Researchers at the University of South Australia have developed a computer vision system that can automatically detect a baby’s face in a hospital bed. This enables health experts to remotely monitor vital signs from a digital camera, and it demonstrates the same accuracy rate as an electrocardiogram machine.
While artificial intelligence (AI) software and facial recognition technologies are often used to detect adult human faces, this new system is the first developed to detect a premature baby’s face and skin. It can do this despite the various tubes and clothing surrounding the baby.
Remotely Monitoring Heart and Respiratory Rates
Engineering researchers worked with a neonatal care specialist from UniSA to remotely monitor the heart and respiratory rates of seven infants in the Neonatal Intensive Care Unit (NICU) at Flinders Medical Centre in Adelaide with the use of a digital camera.
UniSA Professor Javaan Chahl is one of the lead researchers.
“Babies in neonatal intensive care can be extra difficult for computers to recognise because their faces and bodies are obscured by tubes and other medical equipment,” says Chahl.
“Many premature babies are being treated with phototherapy for jaundice, so they are under bright blue lights, which also makes it challenging for computer vision systems,” he continued.
Developing the System
The technology was developed using a dataset of videos of babies in the NICU, which enabled the system to detect their skin tone and faces accurately.

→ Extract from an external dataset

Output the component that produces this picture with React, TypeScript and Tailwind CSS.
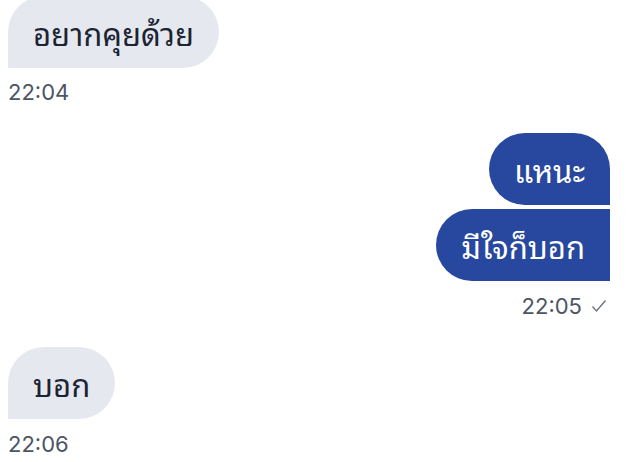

The research demonstrated that the system’s vital sign readings are on par with those of an electrocardiogram (ECG). It even outperformed the conventional electrodes in some cases.
The study is part of a larger UniSA project that is working to replace contact-based electrical sensors with non-contact video cameras, which can help avoid skin tearing and infections caused by adhesive pads. The latter can happen due to the fragile nature of babies’ skin.
High-resolution cameras were used to film the infants at close range while vital psychological data was extracted using advanced signal processing techniques that can detect subtle colour changes from heartbeats and body movements. These cannot be detected by the human eye, which is another key factor of the new system.
According to UniSA neonatal critical care specialist Kim Gibson, neural networks for detecting the faces of babies is a major breakthrough in non-contact monitoring.
“In the NICU setting it is very challenging to record clear videos of premature babies. There are many obstructions, and the lighting can also vary, so getting accurate results can be difficult. However, the detection model has performed beyond our expectations.”
“Worldwide, more than 10 percent of babies are born prematurely and due to their vulnerability, their vital signs need to be monitored continuously. Traditionally, this has been done with adhesive electrodes placed on the skin that can be problematic, and we believe non-contact monitoring is the way forward,” Gibson says.
The COVID-19 pandemic means these results are even more important, professor Chahl says. With physical distancing, technologies such as this could play an increasingly important role in hospitals.